The Quran 1:7 was “The Way of those on whom you have bestowed Your Grace, not [the way] of those who earned Your Anger [such as the Jews], nor of those who went astray [such as the Christians].” Depending on the level of your disgust, you may drop the book or use different words or be determined to find the truth.

That would be my response too, and indeed, that was my response nearly two decades ago.

Peace be upon you, my friends.

For thousands of years, Muslims—like Christians, Jews, Hindus, Buddhist, Zoroastrians, or others—simply recited the verses in Arabic, Hebrew, Sanskrit, Pali, Aramaic, Latin, or other languages, without paying attention to what it really meant. It was a ritual; it was needed to be read. You read it, and off you went.

A few years ago, one of my friends gave me the looks of disbelief when I said the word Islam meant “peace.” Later on, he opened the first page of the Quran, and his finger went right to verse 7. I was completely taken aback. I knew something was not right about that translation. God could not have said that, but I could not deny the fact of what I saw. I had no words, and my mind was racing to drop out of this or search for the truth.

It was quite an awakening to me as it would have been to those Jews, Christians, Hindus, and others who may have read this particular verse and perhaps sixty other verses that had a similar tone.

I became acutely aware of the different translations that were available and became conscious of the fact that most of the average people do not pay attention to the meaning of the words of the holy book or any religious text, for that matter, as religion is no more than a ritual for many.

Now with all my humility, I apologize to my Hindu, Christian, and Jewish friends in particular and all others in general for not doing our part, fixing the translations of the Quran.

Please don’t throw away the mistranslated Quran you have on your hands. Know for sure what you have read was not what God meant; it was a flawed translation.

I became passionate about finding the truth and held Quran conferences and gave a presentation on scriptural reading at the Parliament of World’s Religions in Melbourne, Australia. The process found about sixty verses that have been purposely mistranslated down through history. In the Middle Ages, European leaders commissioned a hostile Quran translation to foster warfare against Muslim invaders. Later, Muslim leaders produced another translation to inflame Muslims against Christians and Jews. It was all for politics, and I will be sharing the full story in my next book.

That lousy translation was the work of Hilali-Khan who found a reference in Ibn Kathir’s writings. Both were wrong to misinterpret God’s word, and we are wrong for not detecting early on. Thanks to the efforts of many American Muslims and a delegation from Saudi Arabia sponsored by the Department of State who has been instrumental in fixing a few of the mistranslations, particularly Quran 1:7. The prints after 2014 have the correction.

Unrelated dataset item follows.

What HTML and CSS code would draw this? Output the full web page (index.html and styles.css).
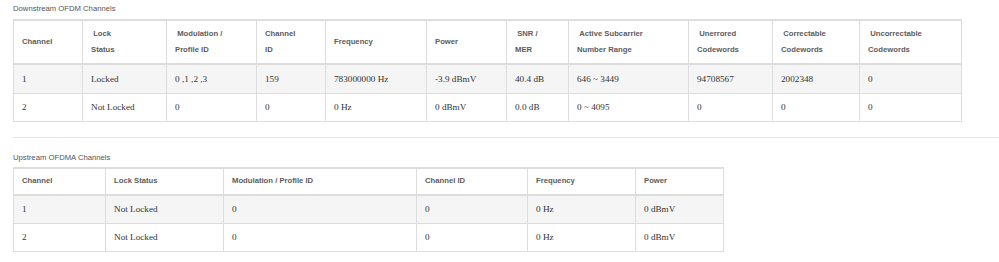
FILE: index.html
```html
<!DOCTYPE html>
<html>
<head>
<meta charset="utf-8">
<link rel="stylesheet" href="styles.css">
</head>
<body>
<div class="page">
  <section class="block">
    <div class="title">Downstream OFDM Channels</div>
    <table class="grid down">
      <colgroup>
        <col class="c69"><col class="c84"><col class="c90"><col class="c69"><col class="c101"><col class="c80"><col class="c62"><col class="c120"><col class="c84"><col class="c87"><col class="c102">
      </colgroup>
      <thead>
        <tr>
          <th>Channel</th>
          <th>&nbsp;Lock<br>Status</th>
          <th>&nbsp;Modulation /<br>Profile ID</th>
          <th>Channel<br>ID</th>
          <th>Frequency</th>
          <th>Power</th>
          <th>&nbsp;SNR /<br>MER</th>
          <th>&nbsp;Active Subcarrier<br>Number Range</th>
          <th>&nbsp;Unerrored<br>Codewords</th>
          <th>&nbsp;Correctable<br>Codewords</th>
          <th>&nbsp;Uncorrectable<br>Codewords</th>
        </tr>
      </thead>
      <tbody>
        <tr class="odd">
          <td>1</td><td>Locked</td><td>0 ,1 ,2 ,3</td><td>159</td><td>783000000 Hz</td><td>-3.9 dBmV</td><td>40.4 dB</td><td>646 ~ 3449</td><td>94708567</td><td>2002348</td><td>0</td>
        </tr>
        <tr>
          <td>2</td><td>Not Locked</td><td>0</td><td>0</td><td>0 Hz</td><td>0 dBmV</td><td>0.0 dB</td><td>0 ~ 4095</td><td>0</td><td>0</td><td>0</td>
        </tr>
      </tbody>
    </table>
  </section>
  <div class="rule"></div>
  <section class="block">
    <div class="title title-up">Upstream OFDMA Channels</div>
    <table class="grid up">
      <colgroup>
        <col class="u1"><col class="u2"><col class="u3"><col class="u4"><col class="u5"><col class="u6">
      </colgroup>
      <thead>
        <tr>
          <th>Channel</th><th>Lock Status</th><th>Modulation / Profile ID</th><th>Channel ID</th><th>Frequency</th><th>Power</th>
        </tr>
      </thead>
      <tbody>
        <tr class="odd">
          <td>1</td><td>Not Locked</td><td>0</td><td>0</td><td>0 Hz</td><td>0 dBmV</td>
        </tr>
        <tr>
          <td>2</td><td>Not Locked</td><td>0</td><td>0</td><td>0 Hz</td><td>0 dBmV</td>
        </tr>
      </tbody>
    </table>
  </section>
</div>
</body>
</html>
```
FILE: styles.css
```css
html, body {
  margin: 0;
  padding: 0;
  background: #fff;
}

.page {
  padding-left: 13px;
  font-family: "Liberation Sans", Arial, sans-serif;
}

.title {
  font-size: 7.7px;
  line-height: 12px;
  color: #555;
  margin: 3px 0 4px;
}

.title-up {
  margin: 14px 0 3px;
}

.rule {
  margin-top: 15px;
  border-top: 1px solid #e3e3e3;
}

.grid {
  border-collapse: collapse;
  table-layout: fixed;
  border: 1px solid #dddddd;
  border-top: 2px solid #dddddd;
}

.grid th,
.grid td {
  border: 1px solid #dddddd;
  padding: 0 8px;
  text-align: left;
  vertical-align: middle;
  white-space: nowrap;
}

.grid th {
  font-family: "Liberation Sans", Arial, sans-serif;
  font-weight: bold;
  font-size: 7.7px;
  color: #5c5c5c;
  border-bottom: 2px solid #dddddd;
}

.grid td {
  font-family: "Liberation Serif", "Times New Roman", serif;
  font-size: 9.2px;
  color: #333;
  height: 27px;
}

.grid tr.odd td {
  background: #f5f5f5;
}

.down {
  width: 948px;
}

.down th {
  height: 42px;
  line-height: 16px;
}

.down td {
  height: 27.5px;
}

.up {
  width: 710px;
}

.up th {
  height: 24.5px;
  line-height: 12px;
}

.c69 { width: 69px; }
.c84 { width: 84px; }
.c90 { width: 90px; }
.c101 { width: 101px; }
.c80 { width: 80px; }
.c62 { width: 62px; }
.c120 { width: 120px; }
.c87 { width: 87px; }
.c102 { width: 102px; }

.u1 { width: 92px; }
.u2 { width: 118px; }
.u3 { width: 193px; }
.u4 { width: 111px; }
.u5 { width: 108px; }
.u6 { width: 88px; }
```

The State Department has a visitor’s program where they bring Muslim ministers and clergy from around the world. I have given a presentation on American religious landscape to nearly thirty such groups, including the mufti from China and Russia and most of the Middle Eastern nations.

Quran and Inclusiveness

It may come as a rude shock to Muslims who do not read the Quran that God will take care of those who takes care of his creation without prejudice. You don’t have to be a Muslim to earn God’s grace. All you have to do is care for his creation. There is a story to make that point.

A lady of ill repute once found a thirsty cat that was about to die. She makes the time to go find water from a distant spring in the desert, and the cat lived on. The Prophet said that God will forgive that lady’s sinful life. Islam is all about caring for fellow beings and creating cohesive societies where no one has to live in fear. Of course, Muslims are humans like Christians, Jews, Hindus, and others and do not fully follow the guidelines of their religion.

God could not be more precise than this. He honors those who care for his creation.

It appears that religious men are trained to send people from different religious backgrounds to hell as if God were sneaky and made deals with others behind our backs.

Let it be clear that the Quran does not monopolize on God; neither the Quran was written for Muslims. It was for all humanity, and we share his creation with all other living beings.

According to the Quran, all human beings are born free and equal in dignity and rights.

We have honored the children of Adam, and provided them with rides on land and in the sea. We provided for them good provisions, and we gave them greater advantages than many of our creatures. (Quran 17:70)

The Quran gives everyone the right to freedom of thought, conscience, and religion.

There shall be no compulsion in religion: the right way is now distinct from the wrong way. Anyone who denounces the devil and believes in GOD has grasped the strongest bond; one that never breaks. GOD is Hearer, Omniscient. (Quran 2:256)

Everyone has the right to life, liberty, and security of the person.

O you who believe, equivalence is the law decreed for you when dealing with murder—the free for the free, the slave for the slave, the female for the female. If one is pardoned by the victim’s kin, an appreciative response is in order, and equitable compensation shall be paid. This is an alleviation from your Lord and mercy. Anyone who transgresses beyond this incurs a painful retribution. (Quran 2:178)

You shall not kill any person—for GOD has made life sacred—except in the course of justice. If one is killed unjustly, then we give his heir authority to enforce the judgment. Thus, he shall not exceed the limits in avenging the murder, he will be helped. (Quran 17:33)

Everyone is entitled to all the rights and freedoms without distinction of any kind.

Say, “We believe in GOD, and in what was sent down to us, and in what was sent down to Abraham, Ismail, Isaac, Jacob, and the Patriarchs; and in what was given to Moses and Jesus, and all the prophets from their Lord. We make no distinction among any of them. To Him alone we are submitters.” (Quran 2:136)

Everyone is entitled in full equality to a fair and public hearing.

Let’s learn to respect the otherness of others and accept the God-given uniqueness of each one of us. Then conflicts fade and solutions emerge.